How to go green this Christmas in Ashby - and still enjoy what is a magical time of the year

By Guest author

11th Dec 2023 | Opinion

Ashby's Christmas Tree - sponsored by Fishers Solicitors - looks spectacular in Market Street. Photos: Ashby Nub News
Ashby's Christmas Tree - sponsored by Fishers Solicitors - looks spectacular in Market Street.
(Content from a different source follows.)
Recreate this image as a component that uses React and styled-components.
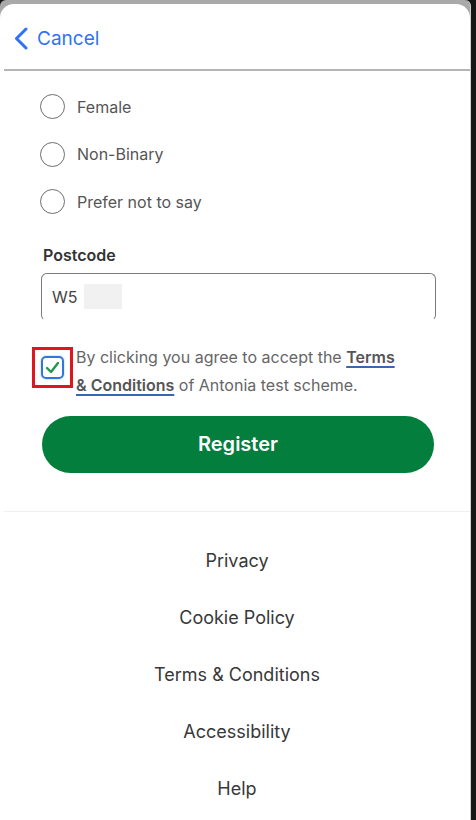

Photos: Ashby Nub News

Ashby de la Zouch Town Councillor, TOM STANLEY, provides his monthly environmental column, and has some tips on how to reduce your carbon footprint this Christmas

The festive season is now well and truly here, and as with any celebration comes an environmental cost.
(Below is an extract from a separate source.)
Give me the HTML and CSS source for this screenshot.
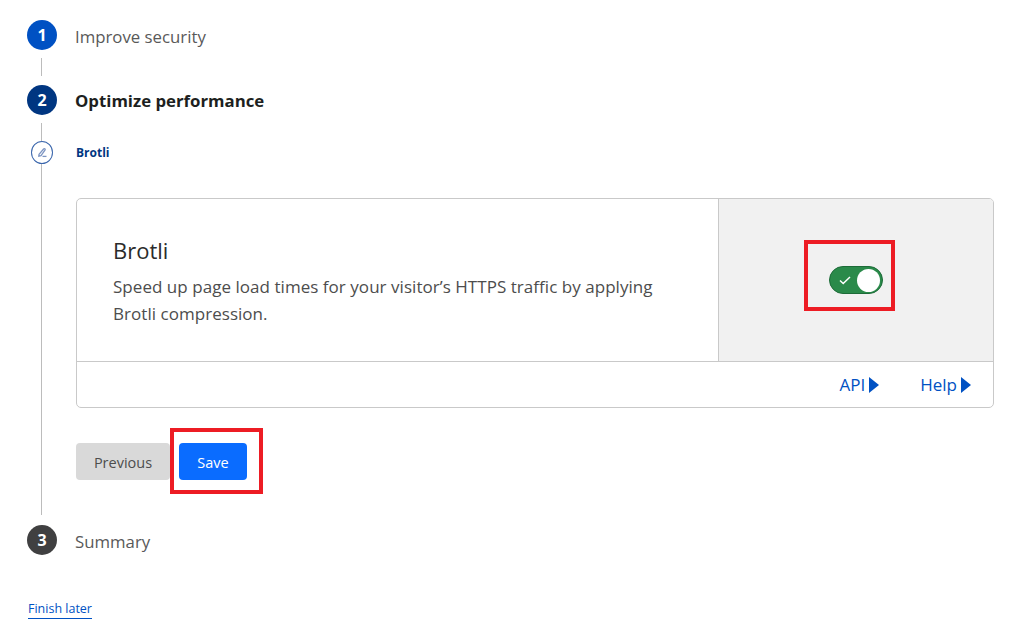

According to research in 2007 for the Stockholm Environment Institute, the average person could create as much as 650 kg of carbon dioxide emissions (CO2) between Christmas Eve and Boxing Day.

This is 5.5 per cent of the average person's annual carbon footprint and equivalent to the weight of 1,000 Christmas puddings.
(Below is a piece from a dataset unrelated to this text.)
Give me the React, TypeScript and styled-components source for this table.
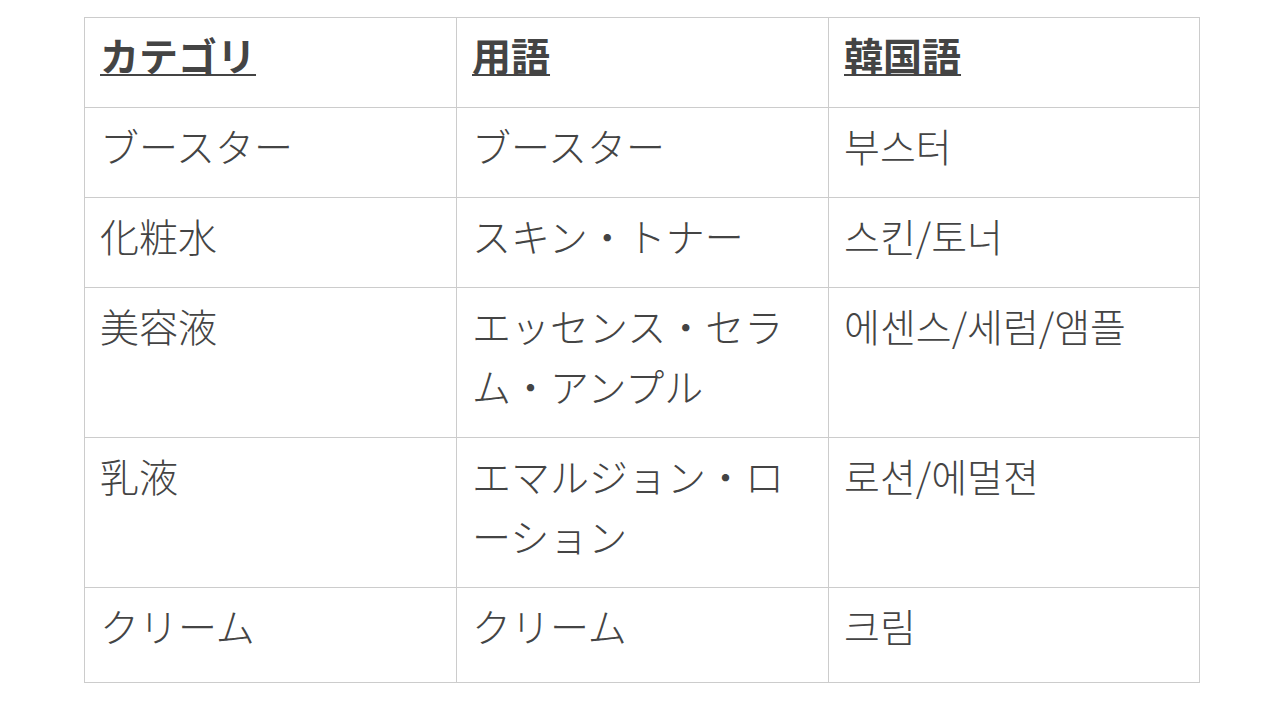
import styled, { createGlobalStyle } from 'styled-components';

const GlobalStyle = createGlobalStyle`
    body {
        margin: 0;
        background: #fff;
        font-family: 'Noto Sans CJK JP', 'Noto Sans CJK KR', 'Noto Sans', sans-serif;
        color: #444;
    }
`;

const Page = styled.div`
    padding: 17px 0 0 84px;
`;

const Table = styled.table`
    width: 1116px;
    border-collapse: collapse;
    table-layout: fixed;
    font-size: 39px;
    line-height: 60px;
`;

const Col = styled.col`
    width: 372px;
`;

const HeadCell = styled.th`
    border: 1px solid #ccc;
    padding: 6px 15px 23px;
    text-align: left;
    vertical-align: top;
    font-weight: 700;
    text-decoration: underline;
    text-decoration-thickness: 2px;
    text-underline-offset: 3px;
`;

const Cell = styled.td<{ $last?: boolean }>`
    border: 1px solid #ccc;
    padding: ${({ $last }) => ($last ? '7px 15px 27px' : '7px 15px 22px')};
    vertical-align: top;
    font-weight: 300;
`;

const rows: [string, string, string][] = [
    ['ブースター', 'ブースター', '부스터'],
    ['化粧水', 'スキン・トナー', '스킨/토너'],
    ['美容液', 'エッセンス・セラム・アンプル', '에센스/세럼/앰플'],
    ['乳液', 'エマルジョン・ローション', '로션/에멀젼'],
    ['クリーム', 'クリーム', '크림'],
];

export default function App() {
    return (
        <Page>
            <GlobalStyle />
            <Table>
                <colgroup>
                    <Col />
                    <Col />
                    <col />
                </colgroup>
                <thead>
                    <tr>
                        <HeadCell>カテゴリ</HeadCell>
                        <HeadCell>用語</HeadCell>
                        <HeadCell>韓国語</HeadCell>
                    </tr>
                </thead>
                <tbody>
                    {rows.map((row, i) => (
                        <tr key={row[0]}>
                            {row.map((text, j) => (
                                <Cell key={j} $last={i === rows.length - 1}>
                                    {text}
                                </Cell>
                            ))}
                        </tr>
                    ))}
                </tbody>
            </Table>
        </Page>
    );
}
Yet there are things we can all do to minimise this impact while still enjoying this magical time of year - and potentially saving some money too.

If you look online, bodies such as the Carbon Trust have lots of hints and tips on things to do.

But for this article I just wanted to touch on Christmas trees where we have many options, but can make choices to greatly reduce the environmental impact whilst still having a stunning centrepiece to a festive home.

Firstly, when it comes to Christmas trees, an artificial tree can surprisingly be better than buying a real tree if it is used each year for at least a period of seven years.

Though the Carbon Trust has noted this impact ignores the cost of creating the artificial tree which is an energy intensive process.

For those of us who buy a real tree, try to buy local and look to see if the tree is certified by the Forest Stewardship Council.

This certificate shows the tree has been grown sustainably. As with most purchases, local often has a lower environmental impact and, of course, it supports local jobs.

The ultimate way to have a low carbon tree is to buy a potted tree with roots, which can be planted out into a garden after Christmas, though this relies on you having the space in your garden to plant the tree out at the start of 2024.

After Christmas, try to avoid sending trees to landfill as they give off methane gas while decomposing - and this is 25 times worse for the environment than carbon dioxide.

Likewise, try not to burn the tree on a bonfire as this simply releases carbon dioxide back into the atmosphere that was originally absorbed by the tree whilst growing.

Instead aim to either turn the tree into chippings to use on your garden which reduces the carbon footprint by up to 80 per cent.

Or you could let the district council or a local charity take it away to be composted.